Transparent Tetragonal Yttria-Stabilized Zirconia Ceramics: Influence of Scattering Caused by Birefringence

Abstract

The correlation between grain size, optical birefringence, and transparency is discussed for tetragonal zirconia (ZrO2) ceramics using the Mie, Rayleigh, and Rayleigh–Gans–Debye scattering models. Our results demonstrate that at the degree of mean birefringence in the range (0.03–0.04) expected for tetragonal ZrO2, only the Mie theory provides reasonable results. At small particle size (<50 nm) the more straightforward Rayleigh approximation correlates with the Mie model. A real in-line transmission of ∼50% at visible light and 1 mm thickness is expected at a mean grain size <40 nm and ∼70% at a mean grain size <20 nm.
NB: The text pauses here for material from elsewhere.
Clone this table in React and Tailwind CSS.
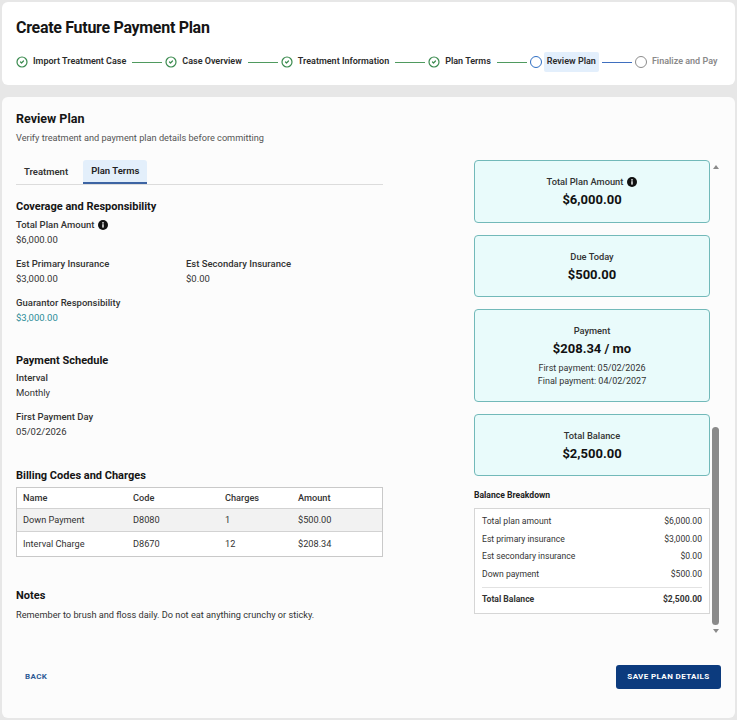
import React from "react";
import { CircleCheck } from "lucide-react";

const F = { fontFamily: "Roboto, 'Noto Sans', sans-serif" };

function Info() {
  return (
    <svg width="10" height="10" viewBox="0 0 10 10" className="inline-block shrink-0">
      <circle cx="5" cy="5" r="5" fill="#111" />
      <rect x="4.3" y="4.2" width="1.4" height="3.4" fill="#fff" />
      <circle cx="5" cy="2.9" r="0.8" fill="#fff" />
    </svg>
  );
}

function Step({ state, label }) {
  return (
    <div className="flex items-center gap-[2px]">
      {state === "done" && <CircleCheck size={12} strokeWidth={2.4} color="#3b8b4f" />}
      {state === "current" && (
        <span className="w-[12px] h-[12px] rounded-full border-[1.6px] border-[#2f6fc4] box-border" />
      )}
      {state === "todo" && (
        <span className="w-[12px] h-[12px] rounded-full border-[1.4px] border-[#8c8c8c] box-border" />
      )}
      <span
        className={
          "px-[3px] h-[20px] flex items-center rounded-[2px] text-[9px] font-semibold " +
          (state === "current"
            ? "bg-[#e3effc] text-[#2b2b2b]"
            : state === "todo"
            ? "text-[#8a8a8a]"
            : "text-[#2b2b2b]")
        }
      >
        {label}
      </span>
    </div>
  );
}

function Line({ color }) {
  return <div className={"w-[30px] h-[1px] mx-[1px] " + color} />;
}

function Field({ label, value, info, teal }) {
  return (
    <div className="flex flex-col gap-[2px]">
      <div className="flex items-center gap-[4px] text-[9.5px] leading-[13px] font-medium text-[#333]">
        {label}
        {info && <Info />}
      </div>
      <div className={"text-[9.5px] leading-[13px] " + (teal ? "text-[#2b8c98]" : "text-[#333]")}>{value}</div>
    </div>
  );
}

function SumCard({ label, value, info, h, children }) {
  return (
    <div
      className={
        "w-full rounded-[4px] border-[1.5px] border-[#72b9b9] bg-[#e9fbfb] flex flex-col items-center justify-center " +
        h
      }
    >
      <div className="flex items-center gap-[4px] text-[9.3px] leading-[13px] font-medium text-[#333]">
        {label}
        {info && <Info />}
      </div>
      <div className="mt-[3px] text-[13px] leading-[17px] font-bold text-[#111]">{value}</div>
      {children}
    </div>
  );
}

function BRow({ l, r, bold }) {
  return (
    <div
      className={
        "flex justify-between items-center h-[17.5px] text-[8.6px] text-[#333] " + (bold ? "font-bold text-[#222]" : "")
      }
    >
      <span>{l}</span>
      <span>{r}</span>
    </div>
  );
}

export default function App() {
  return (
    <div style={F} className="w-[737px] h-[720px] bg-[#e7e7e7] p-[2px] flex flex-col gap-[12px] overflow-hidden">
      {/* Header card */}
      <div className="h-[83px] shrink-0 bg-white rounded-[6px] px-[14px] pt-[16px]">
        <div className="text-[16px] leading-[20px] font-bold tracking-[-0.3px] text-[#151515]">
          Create Future Payment Plan
        </div>
        <div className="mt-[14px] flex items-center gap-[2px]">
          <Step state="done" label="Import Treatment Case" />
          <Line color="bg-[#4f9a5f]" />
          <Step state="done" label="Case Overview" />
          <Line color="bg-[#4f9a5f]" />
          <Step state="done" label="Treatment Information" />
          <Line color="bg-[#4f9a5f]" />
          <Step state="done" label="Plan Terms" />
          <Line color="bg-[#4f9a5f]" />
          <Step state="current" label="Review Plan" />
          <Line color="bg-[#3f6fbf]" />
          <Step state="todo" label="Finalize and Pay" />
        </div>
      </div>

      {/* Main card */}
      <div className="flex-1 bg-[#fcfcfc] rounded-[6px] pl-[14px] pr-[15px] pt-[14px] flex flex-col">
        <div className="text-[12.5px] leading-[16px] font-bold text-[#151515]">Review Plan</div>
        <div className="mt-[5px] text-[9.2px] leading-[12px] text-[#555]">
          Verify treatment and payment plan details before committing
        </div>

        <div className="mt-[16px] flex justify-between">
          {/* Left column */}
          <div className="w-[367px] flex flex-col">
            <div className="h-[25px] flex items-stretch gap-[7px] border-b border-[#dcdcdc]">
              <div className="px-[8px] flex items-center text-[9.5px] font-semibold text-[#333]">Treatment</div>
              <div className="px-[8px] flex items-center text-[9.5px] font-semibold text-[#222] bg-[#e3effb] rounded-t-[3px] border-b-2 border-[#3d64a3]">
                Plan Terms
              </div>
            </div>

            <div className="mt-[15px] text-[11px] leading-[14px] font-bold text-[#151515]">
              Coverage and Responsibility
            </div>
            <div className="mt-[4px]">
              <Field label="Total Plan Amount" value="$6,000.00" info />
            </div>
            <div className="mt-[11px] grid grid-cols-[170px_1fr]">
              <Field label="Est Primary Insurance" value="$3,000.00" />
              <Field label="Est Secondary Insurance" value="$0.00" />
            </div>
            <div className="mt-[11px]">
              <Field label="Guarantor Responsibility" value="$3,000.00" teal />
            </div>

            <div className="mt-[30px] text-[11px] leading-[14px] font-bold text-[#151515]">Payment Schedule</div>
            <div className="mt-[3px]">
              <Field label="Interval" value="Monthly" />
            </div>
            <div className="mt-[11px]">
              <Field label="First Payment Day" value="05/02/2026" />
            </div>

            <div className="mt-[31px] text-[11px] leading-[14px] font-bold text-[#151515]">
              Billing Codes and Charges
            </div>
            <div className="mt-[4px] border border-[#c9c9c9] text-[9.2px] text-[#333]">
              <div className="grid grid-cols-[110px_92px_73px_1fr] px-[6px] h-[21px] items-center font-medium bg-white border-b border-[#d2d2d2]">
                <span>Name</span>
                <span>Code</span>
                <span>Charges</span>
                <span>Amount</span>
              </div>
              <div className="grid grid-cols-[110px_92px_73px_1fr] px-[6px] h-[23px] items-center bg-[#f2f2f2] border-b border-[#d2d2d2]">
                <span>Down Payment</span>
                <span>D8080</span>
                <span>1</span>
                <span>$500.00</span>
              </div>
              <div className="grid grid-cols-[110px_92px_73px_1fr] px-[6px] h-[24px] items-center bg-white">
                <span>Interval Charge</span>
                <span>D8670</span>
                <span>12</span>
                <span>$208.34</span>
              </div>
            </div>

            <div className="mt-[32px] text-[11px] leading-[14px] font-bold text-[#151515]">Notes</div>
            <div className="mt-[5px] text-[9.2px] leading-[13px] text-[#333]">
              Remember to brush and floss daily. Do not eat anything crunchy or sticky.
            </div>
          </div>

          {/* Right column */}
          <div className="flex gap-[1px] h-[477px]">
            <div className="w-[236px] flex flex-col">
              <SumCard label="Total Plan Amount" value="$6,000.00" info h="h-[63px]" />
              <div className="mt-[12px]">
                <SumCard label="Due Today" value="$500.00" h="h-[62px]" />
              </div>
              <div className="mt-[12px]">
                <SumCard label="Payment" value="$208.34 / mo" h="h-[93px]">
                  <div className="mt-[5px] text-[9px] leading-[13px] text-[#333] text-center">
                    First payment: 05/02/2026
                    <br />
                    Final payment: 04/02/2027
                  </div>
                </SumCard>
              </div>
              <div className="mt-[12px]">
                <SumCard label="Total Balance" value="$2,500.00" h="h-[62px]" />
              </div>
              <div className="mt-[13px] text-[8.6px] leading-[12px] font-bold text-[#222]">Balance Breakdown</div>
              <div className="mt-[7px] border border-[#d6d6d6] bg-white px-[7px] pt-[4px] pb-[4px]">
                <BRow l="Total plan amount" r="$6,000.00" />
                <BRow l="Est primary insurance" r="$3,000.00" />
                <BRow l="Est secondary insurance" r="$0.00" />
                <BRow l="Down payment" r="$500.00" />
                <div className="mt-[4px] border-t-[1.5px] border-[#e2e2e2] pt-[3px]">
                  <BRow l="Total Balance" r="$2,500.00" bold />
                </div>
              </div>
            </div>
            {/* scrollbar drawing */}
            <div className="w-[9px] flex flex-col items-center">
              <div className="mt-[5px] w-0 h-0 border-l-[3.5px] border-r-[3.5px] border-b-[4px] border-l-transparent border-r-transparent border-b-[#8a8a8a]" />
              <div className="flex-1" />
              <div className="w-[7px] h-[198px] rounded-[4px] bg-[#8a8a8a]" />
              <div className="mt-[4px] mb-[4px] w-0 h-0 border-l-[3.5px] border-r-[3.5px] border-t-[4px] border-l-transparent border-r-transparent border-t-[#8a8a8a]" />
            </div>
          </div>
        </div>

        <div className="mt-[28px] flex items-center justify-between">
          <button className="ml-[1px] px-[8px] h-[24px] text-[8px] font-bold tracking-[0.4px] text-[#2d5b96]">BACK</button>
          <button className="mr-[-1px] w-[105px] h-[24px] rounded-[3px] bg-[#0c3b7e] text-white text-[8px] font-bold tracking-[0.4px]">
            SAVE PLAN DETAILS
          </button>
        </div>
      </div>
    </div>
  );
}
At an infrared (IR) wavelength of 5 μm there should not be any scattering caused by birefringence for grain sizes <200 nm. Our simulations were validated with experimental data for tetragonal ZrO2 (3 mol% Y2O3) ceramics made from a powder with an initial particle size of ∼10 nm by sintering in air and using hot-isostatic pressing. The maximum in-line transmission of about 77% was observed at IR wavelengths of 3–5 μm.